Aujourd’hui, Mme Partridge a besoin de Laura. Sa fille est malade, enfermée dans un hôpital psychiatrique pour une grave dépression. C’est pour tenter de l’en faire sortir qu’elle lui demande de l’aide. D’abord extrêmement réticente, Laura n’a d’autre choix que de se rendre à l’hôpital pour se débarrasser de Madame Partridge, d’Heddy (qui la dégoute toujours autant), et de son passé. Mais les deux femmes s’installent dans sa vie et surtout dans son esprit. Heddy s’immisce dans son quotidien bien rangé et organisé. (« Qu’on en parle ou non, ladite folle à lier et sa mère n’en demeurent pas moins accrochées à ma vie, comme deux vers solitaires aux dimensions dignes d’être exhibées dans des cirques. » page171).
Laura se sent forcément responsable des conditions actuelles de vie d’Heddy (« Notre enfance passe en accéléré dans mon esprit et je ne perçois que ma petite voix aigüe qui ricane, qui se moque et qui méprise. » page 128). Le passé lui revient en pleine figure : toutes les méchancetés, les coups bas et les humiliations. Son présent s’étiole doucement quand elle prend conscience qu’elle est effectivement à l’opposé d’Heddy, mais pas forcément du côté qu’elle a toujours songé.
L’écriture de Suzanne Bugler est d’une grande fluidité. Ce bonheur trop parfait est vraiment captivant. Bien construit, il capte d’emblée l’attention du lecteur qui s’attache à un personnage aussi antipathique que sensible. L’aspect psychologique est très bien mené. On suit l’évolution de la narratrice avec intérêt. D’abord si méprisable, elle devient émouvante, bernée durant tant d’année et prenant conscience de sa médiocrité.
« J’essaye de me persuader que mon unique but est de réussir à faire disparaitre Heddy et sa famille de ma vie pour qu’elle reprenne son cours normal, mais je me leurre. C’est autre chose désormais. La normalité telle que je l’ai si parfaitement conçue et façonnée se désagrège et s’effiloche. A-t-elle jamais existé ?

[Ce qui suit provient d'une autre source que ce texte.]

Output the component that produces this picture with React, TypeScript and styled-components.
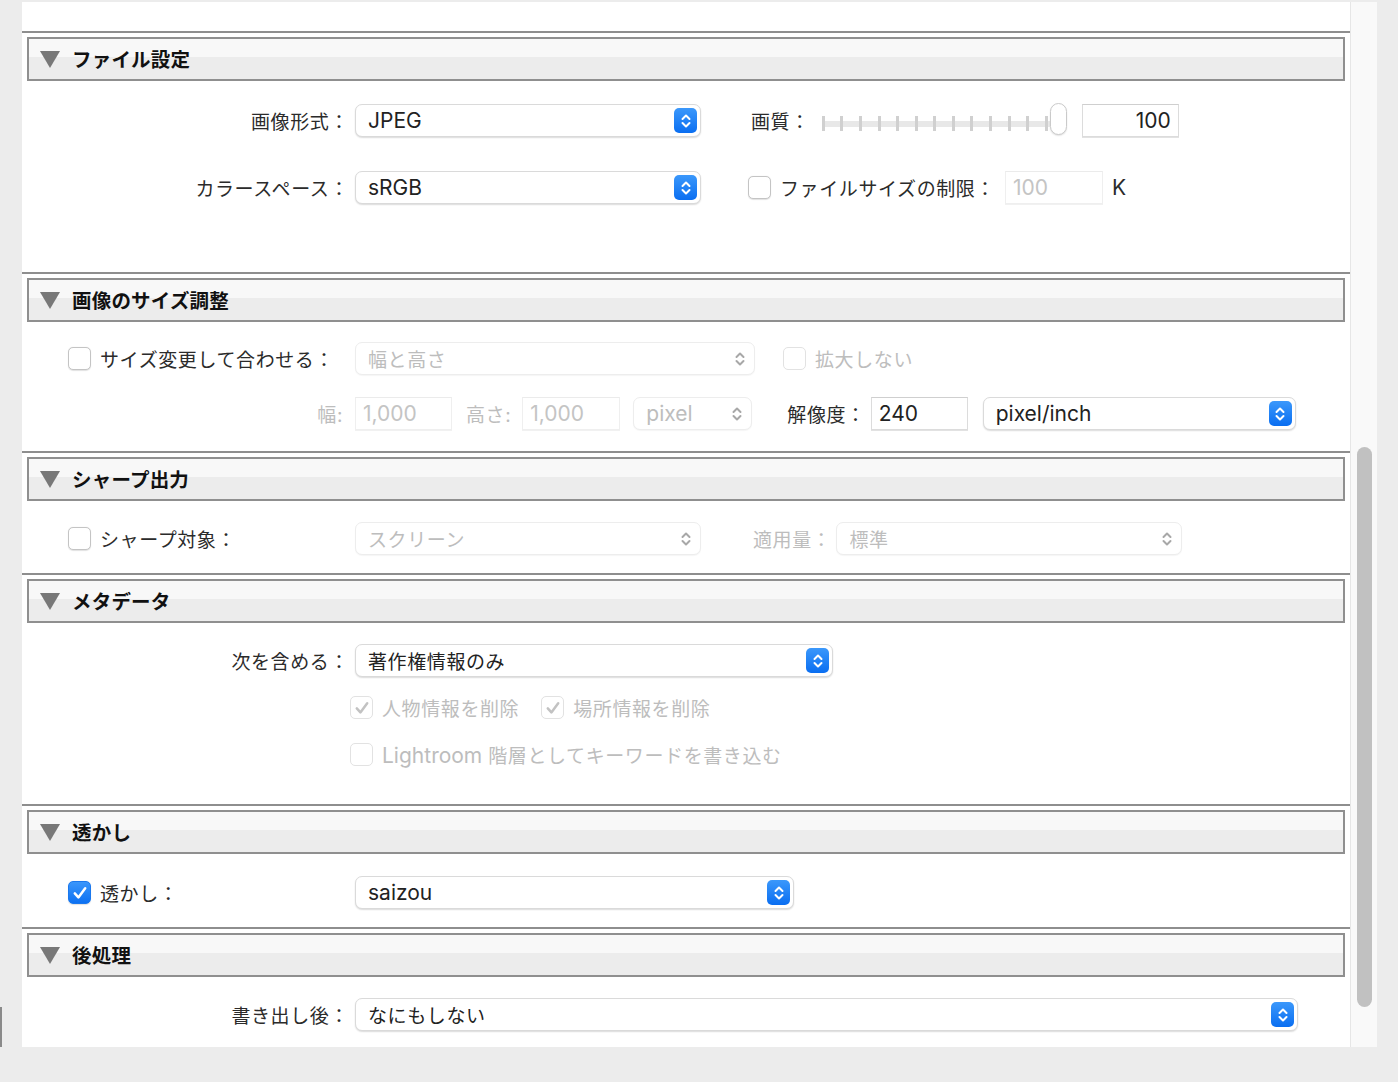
import React from "react";
import styled, { createGlobalStyle } from "styled-components";

const GlobalStyle = createGlobalStyle`
  html, body {
    margin: 0;
    padding: 0;
    background: #ececec;
  }
`;

const Page = styled.div`
  display: flex;
  align-items: flex-start;
  padding-top: 2px;
  height: 1082px;
  box-sizing: border-box;
  background: #ececec;
  font-family: Inter, "Noto Sans CJK JP", sans-serif;
  font-size: 19px;
  letter-spacing: 0.6px;
  color: #2b2b2b;
`;

const Gutter = styled.div`
  width: 22px;
  height: 1045px;
  display: flex;
  flex-direction: column;
  justify-content: flex-end;
  flex-shrink: 0;
`;

const Stub = styled.div`
  width: 2px;
  height: 40px;
  background: #8a8a8a;
`;

const Panel = styled.div`
  width: 1328px;
  height: 1045px;
  flex-shrink: 0;
  background: #ffffff;
  overflow: hidden;
  padding-top: 29px;
  box-sizing: border-box;
`;

const ScrollTrack = styled.div`
  width: 27px;
  height: 1045px;
  flex-shrink: 0;
  box-sizing: border-box;
  background: #f9f9f9;
  border-left: 1px solid #e6e6e6;
  padding-top: 445px;
  display: flex;
  justify-content: center;
`;

const Thumb = styled.div`
  width: 15px;
  height: 560px;
  border-radius: 8px;
  background: #c1c1c1;
`;

const Separator = styled.div`
  height: 2px;
  background: #8e8e8e;
`;

const HeaderWrap = styled.div`
  padding: 4px 5px 0;
`;

const Header = styled.div`
  height: 44px;
  box-sizing: border-box;
  border: 2px solid #8f8f8f;
  background: linear-gradient(#f8f8f8 0, #f8f8f8 45%, #ececec 45%, #ececec 100%);
  display: flex;
  align-items: center;
  padding-left: 11px;
  gap: 12px;
`;

const Title = styled.span`
  font-weight: 700;
  font-size: 19.5px;
  letter-spacing: 0.2px;
  color: #111;
  margin-top: -2px;
`;

const Body = styled.div<{ $h: number; $pt?: number; $gap?: number }>`
  height: ${(p) => p.$h}px;
  box-sizing: border-box;
  padding-top: ${(p) => p.$pt ?? 21}px;
  display: flex;
  flex-direction: column;
  gap: ${(p) => p.$gap ?? 34}px;
`;

const Row = styled.div`
  display: flex;
  align-items: center;
  height: 33px;
  flex-shrink: 0;
`;

const LabelCell = styled.div<{ $disabled?: boolean; $pr?: number }>`
  width: 333px;
  flex-shrink: 0;
  box-sizing: border-box;
  padding-right: ${(p) => p.$pr ?? 6}px;
  margin-top: -1px;
  text-align: right;
  white-space: nowrap;
  color: ${(p) => (p.$disabled ? "#bdbdbd" : "#2b2b2b")};
`;

const CheckCell = styled.div`
  width: 333px;
  flex-shrink: 0;
  box-sizing: border-box;
  padding-left: 46px;
  display: flex;
  align-items: center;
  gap: 9px;
  white-space: nowrap;
`;

const Text = styled.span<{ $ml?: number; $disabled?: boolean }>`
  margin-left: ${(p) => p.$ml ?? 0}px;
  margin-top: -1px;
  white-space: nowrap;
  color: ${(p) => (p.$disabled ? "#bdbdbd" : "#2b2b2b")};
`;

const Latin = styled.span`
  font-size: 21px;
  letter-spacing: 0;
`;

const Box = styled.span<{ $checked?: boolean; $disabled?: boolean; $ml?: number }>`
  width: 23px;
  height: 23px;
  flex-shrink: 0;
  box-sizing: border-box;
  margin-left: ${(p) => p.$ml ?? 0}px;
  border-radius: 5px;
  display: inline-flex;
  align-items: center;
  justify-content: center;
  background: ${(p) =>
    p.$checked && !p.$disabled
      ? "linear-gradient(#3a96fb, #0d71f2)"
      : "#ffffff"};
  border: 1px solid
    ${(p) =>
      p.$checked && !p.$disabled ? "#1a78ee" : p.$disabled ? "#e2e2e2" : "#c4c4c4"};
  box-shadow: ${(p) => (p.$disabled ? "none" : "0 0.5px 1px rgba(0,0,0,0.12)")};
`;

const Checkbox = ({
  checked,
  disabled,
  ml,
}: {
  checked?: boolean;
  disabled?: boolean;
  ml?: number;
}) => (
  <Box $checked={checked} $disabled={disabled} $ml={ml}>
    {checked && (
      <svg width="18" height="18" viewBox="0 0 18 18">
        <path
          d="M3.8 9.4 L7.4 13.4 L14.2 4.2"
          fill="none"
          stroke={disabled ? "#c2c2c2" : "#ffffff"}
          strokeWidth="2.5"
          strokeLinecap="round"
          strokeLinejoin="round"
        />
      </svg>
    )}
  </Box>
);

const SelectBox = styled.div<{ $w: number; $ml?: number; $disabled?: boolean }>`
  width: ${(p) => p.$w}px;
  height: 33px;
  flex-shrink: 0;
  box-sizing: border-box;
  margin-left: ${(p) => p.$ml ?? 0}px;
  border-radius: 7px;
  background: #ffffff;
  border: 1px solid ${(p) => (p.$disabled ? "#ededed" : "#dadada")};
  box-shadow: ${(p) =>
    p.$disabled ? "0 1px 1px rgba(0,0,0,0.04)" : "0 1px 1.5px rgba(0,0,0,0.14)"};
  padding: 0 3px 0 12px;
  display: flex;
  align-items: center;
  justify-content: space-between;
  color: ${(p) => (p.$disabled ? "#bdbdbd" : "#222222")};
  white-space: nowrap;
`;

const StepButton = styled.span<{ $disabled?: boolean }>`
  width: 23px;
  height: 25px;
  border-radius: 5px;
  display: inline-flex;
  align-items: center;
  justify-content: center;
  background: ${(p) => (p.$disabled ? "transparent" : "linear-gradient(#3b98fb, #0a6ef1)")};
`;

const Chevrons = ({ color }: { color: string }) => (
  <svg width="12" height="18" viewBox="0 0 12 18">
    <path
      d="M2.5 7 L6 3.5 L9.5 7 M2.5 11 L6 14.5 L9.5 11"
      fill="none"
      stroke={color}
      strokeWidth="2"
      strokeLinecap="round"
      strokeLinejoin="round"
    />
  </svg>
);

const Select = ({
  w,
  value,
  ml,
  disabled,
}: {
  w: number;
  value: React.ReactNode;
  ml?: number;
  disabled?: boolean;
}) => (
  <SelectBox $w={w} $ml={ml} $disabled={disabled}>
    <span>{value}</span>
    <StepButton $disabled={disabled}>
      <Chevrons color={disabled ? "#a8a8a8" : "#ffffff"} />
    </StepButton>
  </SelectBox>
);

const Field = styled.div<{ $w: number; $ml?: number; $right?: boolean; $disabled?: boolean }>`
  width: ${(p) => p.$w}px;
  height: 33px;
  flex-shrink: 0;
  box-sizing: border-box;
  margin-left: ${(p) => p.$ml ?? 0}px;
  padding: 0 7px;
  display: flex;
  align-items: center;
  justify-content: ${(p) => (p.$right ? "flex-end" : "flex-start")};
  background: #ffffff;
  border: 1px solid ${(p) => (p.$disabled ? "#efefef" : "#dcdcdc")};
  border-top-color: ${(p) => (p.$disabled ? "#ebebeb" : "#cfcfcf")};
  box-shadow: 0 1px 0 ${(p) => (p.$disabled ? "#f1f1f1" : "#e2e2e2")};
  color: ${(p) => (p.$disabled ? "#c4c4c4" : "#222222")};
  font-size: 21px;
  letter-spacing: 0;
`;

const Slider = styled.div<{ $ml?: number }>`
  position: relative;
  margin-left: ${(p) => p.$ml ?? 0}px;
  margin-top: 6px;
  width: 247px;
  height: 32px;
  display: flex;
  align-items: center;
  background: linear-gradient(#e8e8e8, #e8e8e8) no-repeat 2px center / 228px 6px;
`;

const Ticks = styled.div`
  width: 226px;
  margin-left: 2px;
  display: flex;
  justify-content: space-between;
`;

const Tick = styled.span`
  width: 3px;
  height: 15px;
  background: #d0d0d0;
`;

const Knob = styled.span`
  position: absolute;
  right: 0;
  top: -5px;
  width: 17px;
  height: 32px;
  box-sizing: border-box;
  border-radius: 9px;
  background: #ffffff;
  border: 1px solid #cacaca;
  box-shadow: 0 1px 1.5px rgba(0, 0, 0, 0.12);
`;

const Triangle = () => (
  <svg width="20" height="17" viewBox="0 0 20 17">
    <polygon points="0,0 20,0 10,17" fill="#787878" />
  </svg>
);

const Section = ({
  title,
  h,
  pt,
  gap,
  children,
}: {
  title: string;
  h: number;
  pt?: number;
  gap?: number;
  children: React.ReactNode;
}) => (
  <>
    <Separator />
    <HeaderWrap>
      <Header>
        <Triangle />
        <Title>{title}</Title>
      </Header>
    </HeaderWrap>
    <Body $h={h} $pt={pt} $gap={gap}>
      {children}
    </Body>
  </>
);

export default function App() {
  return (
    <Page>
      <GlobalStyle />
      <Gutter>
        <Stub />
      </Gutter>
      <Panel>
        <Section title="ファイル設定" h={191} pt={23} gap={34}>
          <Row>
            <LabelCell>画像形式：</LabelCell>
            <Select w={346} value={<Latin>JPEG</Latin>} />
            <Text $ml={50}>画質：</Text>
            <Slider $ml={10}>
              <Ticks>
                {Array.from({ length: 13 }).map((_, i) => (
                  <Tick key={i} />
                ))}
              </Ticks>
              <Knob />
            </Slider>
            <Field $w={97} $ml={15} $right>
              100
            </Field>
          </Row>
          <Row>
            <LabelCell>カラースペース：</LabelCell>
            <Select w={346} value={<Latin>sRGB</Latin>} />
            <Checkbox ml={47} />
            <Text $ml={9}>ファイルサイズの制限：</Text>
            <Field $w={98} $ml={10} $disabled>
              100
            </Field>
            <Text $ml={9}>
              <Latin>K</Latin>
            </Text>
          </Row>
        </Section>

        <Section title="画像のサイズ調整" h={129} pt={20} gap={22}>
          <Row>
            <CheckCell>
              <Checkbox />
              <Text>サイズ変更して合わせる：</Text>
            </CheckCell>
            <Select w={400} value="幅と高さ" disabled />
            <Checkbox ml={28} disabled />
            <Text $ml={9} $disabled>
              拡大しない
            </Text>
          </Row>
          <Row>
            <LabelCell $disabled $pr={12}>
              幅:
            </LabelCell>
            <Field $w={97} $disabled>
              1,000
            </Field>
            <Text $ml={14} $disabled>
              高さ:
            </Text>
            <Field $w={98} $ml={11} $disabled>
              1,000
            </Field>
            <Select w={119} ml={13} value={<Latin>pixel</Latin>} disabled />
            <Text $ml={35}>解像度：</Text>
            <Field $w={97} $ml={5}>
              240
            </Field>
            <Select w={313} ml={15} value={<Latin>pixel/inch</Latin>} />
          </Row>
        </Section>

        <Section title="シャープ出力" h={72} pt={21}>
          <Row>
            <CheckCell>
              <Checkbox />
              <Text>シャープ対象：</Text>
            </CheckCell>
            <Select w={346} value="スクリーン" disabled />
            <Text $ml={52} $disabled>
              適用量：
            </Text>
            <Select w={346} ml={5} value="標準" disabled />
          </Row>
        </Section>

        <Section title="メタデータ" h={181} pt={21} gap={14}>
          <Row>
            <LabelCell>次を含める：</LabelCell>
            <Select w={478} value="著作権情報のみ" />
          </Row>
          <Row>
            <Checkbox ml={328} checked disabled />
            <Text $ml={9} $disabled>
              人物情報を削除
            </Text>
            <Checkbox ml={22} checked disabled />
            <Text $ml={9} $disabled>
              場所情報を削除
            </Text>
          </Row>
          <Row>
            <Checkbox ml={328} disabled />
            <Text $ml={9} $disabled>
              <Latin>Lightroom</Latin> 階層としてキーワードを書き込む
            </Text>
          </Row>
        </Section>

        <Section title="透かし" h={73} pt={22}>
          <Row>
            <CheckCell>
              <Checkbox checked />
              <Text>透かし：</Text>
            </CheckCell>
            <Select w={439} value={<Latin>saizou</Latin>} />
          </Row>
        </Section>

        <Section title="後処理" h={70} pt={21}>
          <Row>
            <LabelCell>書き出し後：</LabelCell>
            <Select w={943} value="なにもしない" />
          </Row>
        </Section>
      </Panel>
      <ScrollTrack>
        <Thumb />
      </ScrollTrack>
    </Page>
  );
}
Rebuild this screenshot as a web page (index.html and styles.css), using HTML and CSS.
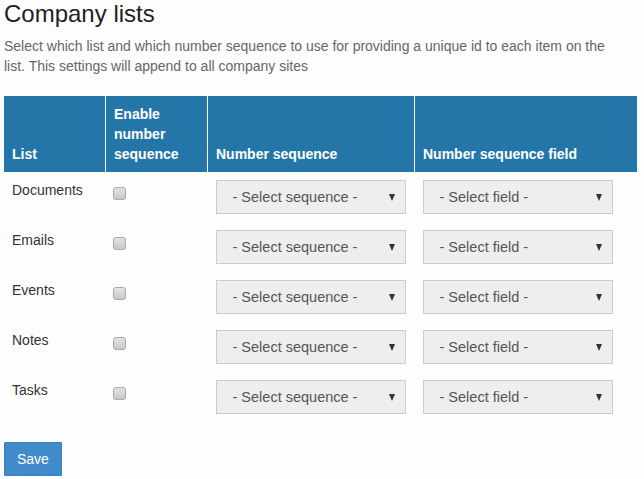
FILE: index.html
```html
<!DOCTYPE html>
<html lang="en">
<head>
    <meta charset="UTF-8">
    <title>Company lists</title>
    <link rel="stylesheet" href="styles.css">
</head>
<body>
    <div class="page">
        <h1>Company lists</h1>
        <p class="intro">Select which list and which number sequence to use for providing a unique id to each item on the list. This settings will append to all company sites</p>

        <table class="lists">
            <thead>
                <tr>
                    <th class="col-list">List</th>
                    <th class="col-enable">Enable number sequence</th>
                    <th class="col-seq">Number sequence</th>
                    <th class="col-field">Number sequence field</th>
                </tr>
            </thead>
            <tbody>
                <tr>
                    <td>Documents</td>
                    <td><input type="checkbox" class="check"></td>
                    <td><span class="select-wrap"><select><option>- Select sequence -</option></select></span></td>
                    <td><span class="select-wrap"><select><option>- Select field -</option></select></span></td>
                </tr>
                <tr>
                    <td>Emails</td>
                    <td><input type="checkbox" class="check"></td>
                    <td><span class="select-wrap"><select><option>- Select sequence -</option></select></span></td>
                    <td><span class="select-wrap"><select><option>- Select field -</option></select></span></td>
                </tr>
                <tr>
                    <td>Events</td>
                    <td><input type="checkbox" class="check"></td>
                    <td><span class="select-wrap"><select><option>- Select sequence -</option></select></span></td>
                    <td><span class="select-wrap"><select><option>- Select field -</option></select></span></td>
                </tr>
                <tr>
                    <td>Notes</td>
                    <td><input type="checkbox" class="check"></td>
                    <td><span class="select-wrap"><select><option>- Select sequence -</option></select></span></td>
                    <td><span class="select-wrap"><select><option>- Select field -</option></select></span></td>
                </tr>
                <tr>
                    <td>Tasks</td>
                    <td><input type="checkbox" class="check"></td>
                    <td><span class="select-wrap"><select><option>- Select sequence -</option></select></span></td>
                    <td><span class="select-wrap"><select><option>- Select field -</option></select></span></td>
                </tr>
            </tbody>
        </table>

        <button class="btn-save">Save</button>
    </div>
</body>
</html>
```

FILE: styles.css
```css
body {
    margin: 0;
    background: #fdfdfd;
    font-family: 'Liberation Sans', Arial, sans-serif;
    font-size: 14px;
    line-height: 20px;
    color: #333;
}

.page {
    padding: 0 4px;
}

h1 {
    margin: 0;
    font-size: 24px;
    font-weight: normal;
    line-height: 28px;
    color: #222;
}

.intro {
    max-width: 618px;
    margin: 8px 0 20px;
    color: #666;
}

.lists {
    width: 633px;
    border-collapse: collapse;
}

.lists th {
    background: #2476a9;
    color: #fff;
    text-align: left;
    vertical-align: bottom;
    padding: 8px;
    font-weight: bold;
    border-left: 1px solid #fff;
}

.lists th:first-child {
    border-left: none;
}

.col-list,
.col-enable {
    width: 85px;
}

.col-seq {
    width: 190px;
}

.lists td {
    vertical-align: top;
    padding: 8px;
}

.check {
    appearance: none;
    display: block;
    width: 13px;
    height: 13px;
    margin: 7px 0 0 -1px;
    border: 1px solid #a9a9a9;
    border-radius: 3px;
    background: linear-gradient(#e4e4e4, #c8c8c8);
}

.select-wrap {
    position: relative;
    display: block;
    width: 190px;
}

.select-wrap::after {
    content: "";
    position: absolute;
    right: 11px;
    top: 14px;
    border-left: 3.5px solid transparent;
    border-right: 3.5px solid transparent;
    border-top: 7px solid #333;
}

select {
    appearance: none;
    display: block;
    width: 190px;
    height: 34px;
    padding: 0 24px 0 16px;
    border: 1px solid #ccc;
    border-radius: 0;
    background: #eee;
    font-family: inherit;
    font-size: 14.5px;
    color: #555;
}

.btn-save {
    margin-top: 20px;
    padding: 6px 12px;
    border: 1px solid #3a80c0;
    border-radius: 1px;
    background: #428bca;
    color: #fff;
    font-family: inherit;
    font-size: 14px;
    line-height: 20px;
}
```
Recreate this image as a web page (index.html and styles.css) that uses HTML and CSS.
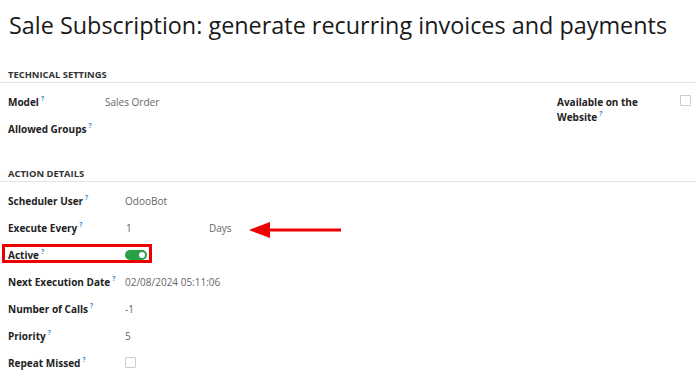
FILE: index.html
```html
<!DOCTYPE html>
<html>
<head>
<meta charset="utf-8">
<link rel="stylesheet" href="styles.css">
</head>
<body>
<div class="page">
  <h1 class="title">Sale Subscription: generate recurring invoices and payments</h1>

  <section class="group group-tech">
    <div class="group-head">TECHNICAL SETTINGS</div>
    <div class="tech">
      <div class="fields fields-tech">
        <div class="label">Model<sup class="help">?</sup></div>
        <div class="value">Sales Order</div>
        <div class="label">Allowed Groups<sup class="help">?</sup></div>
        <div class="value"></div>
      </div>
      <div class="tech-right">
        <div class="label label-wrap">Available on the<br>Website<sup class="help">?</sup></div>
        <span class="checkbox"></span>
      </div>
    </div>
  </section>

  <section class="group group-action">
    <div class="group-head">ACTION DETAILS</div>
    <div class="fields fields-action">
      <div class="label">Scheduler User<sup class="help">?</sup></div>
      <div class="value">OdooBot</div>

      <div class="label">Execute Every<sup class="help">?</sup></div>
      <div class="value interval">
        <span class="num">1</span><span class="unit">Days</span>
        <svg class="arrow" width="96" height="20" viewBox="0 0 96 20">
          <line x1="18" y1="10" x2="93" y2="10" stroke="#ee0000" stroke-width="3"/>
          <polygon points="1,10 22,2 22,18" fill="#ee0000"/>
        </svg>
      </div>

      <div class="label label-active">Active<sup class="help">?</sup><span class="highlight"></span></div>
      <div class="value"><span class="toggle"><span class="knob"></span></span></div>

      <div class="label">Next Execution Date<sup class="help">?</sup></div>
      <div class="value">02/08/2024 05:11:06</div>

      <div class="label">Number of Calls<sup class="help">?</sup></div>
      <div class="value">-1</div>

      <div class="label">Priority<sup class="help">?</sup></div>
      <div class="value">5</div>

      <div class="label">Repeat Missed<sup class="help">?</sup></div>
      <div class="value"><span class="checkbox"></span></div>
    </div>
  </section>
</div>
</body>
</html>
```

FILE: styles.css
```css
html, body {
  margin: 0;
  padding: 0;
  background: #ffffff;
}

body {
  font-family: "Open Sans", "Noto Sans", sans-serif;
  color: #222222;
}

.page {
  width: 696px;
  overflow: hidden;
}

.title {
  margin: 0;
  padding: 8px 0 0 9px;
  font-size: 23.4px;
  line-height: 34px;
  font-weight: 400;
  color: #1a1a1a;
  white-space: nowrap;
}

.group-head {
  padding-left: 8px;
  font-size: 9.4px;
  font-weight: 700;
  line-height: 15px;
  color: #333333;
  border-bottom: 1px solid #e4e4e4;
}

.group-tech {
  margin-top: 25px;
}

.group-action {
  margin-top: 24px;
}

.tech {
  display: flex;
  padding: 5px 0 0 8px;
}

.fields {
  display: grid;
  grid-auto-rows: 27px;
  align-items: center;
}

.fields-tech {
  grid-template-columns: 97px 200px;
  flex: 0 0 auto;
}

.fields-action {
  padding: 5px 0 0 8px;
  grid-template-columns: 117px 300px;
}

.label {
  font-size: 10px;
  line-height: 14px;
  font-weight: 700;
  color: #222222;
  white-space: nowrap;
  position: relative;
}

.help {
  font-size: 6.5px;
  font-weight: 700;
  color: #3d8ccc;
  margin-left: 2px;
  position: relative;
  top: 0;
  vertical-align: top;
  line-height: 8px;
}

.value {
  font-size: 10px;
  color: #666666;
  display: flex;
  align-items: center;
}

.tech-right {
  margin-left: auto;
  display: flex;
  align-items: flex-start;
  padding-top: 7px;
  padding-right: 5px;
}

.label-wrap {
  width: 90px;
  line-height: 15px;
}

.tech-right .label {
  margin-right: 33px;
}

.checkbox {
  display: inline-block;
  width: 9px;
  height: 9px;
  border: 1px solid #cccccc;
  border-radius: 1px;
  background: #ffffff;
  margin-top: 0;
}

.value .checkbox {
  margin-top: 0;
}

.interval {
  position: relative;
}

.num {
  width: 83px;
  padding-left: 1px;
}

.arrow {
  position: absolute;
  left: 123px;
  top: 50%;
  margin-top: -8px;
}

.toggle {
  display: inline-block;
  position: relative;
  width: 22px;
  height: 10px;
  border-radius: 5px;
  background: #27a046;
}

.knob {
  position: absolute;
  right: 2px;
  top: 2px;
  width: 6px;
  height: 6px;
  border-radius: 50%;
  background: #ffffff;
}

.highlight {
  position: absolute;
  left: -6px;
  top: -4px;
  width: 144px;
  height: 13px;
  border: 3px solid #ee0000;
  pointer-events: none;
}
```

Je songe de plus en plus souvent à ce qu’a dû endurer Heddy. Je préfèrerais ne pas penser à elle, mais elle s’insinue dans mon esprit malgré moi, et la culpabilité m’enveloppe et me tire vers le fond » page 244
« Je ne parviens pas à trouver la paix, parce que je ne peux m’extraire de moi-même. Je suis ancrée, enchainée à mon passé, inséparable de lui. Moi et mes fantômes. Tout ce que j’ai fait, tout ce que je suis. » page 257
Et puis surtout quelle description de la classe moyenne sup ! Les Desperate Housewives version anglaises. L’humour (noir) est toujours présent. La narration de Laura est acerbe, sa vision d’elle et de son petit monde est juste, réaliste mais terriblement tranchante et satirique. La plume de l’auteur dénonce les masques que chacun porte et le gouffre social personnifié par Laura et Heddy. Ce bonheur trop parfait montre que la perfection n’est pas le bonheur, tout simplement !
Je suis entré dans ce roman avec beaucoup d’apriori, persuadée qu’un complot familial ou qu’une terrible vengeance (réfléchie durant des décennies) se mettait en place pour nous servir un thriller psychologique. Et bien pas du tout, le côté thriller est vite écarté pour laisser place à une critique sociale. Aucune déception pourtant car Suzanne Bugler offre un roman où humour et cruauté font très bon ménage.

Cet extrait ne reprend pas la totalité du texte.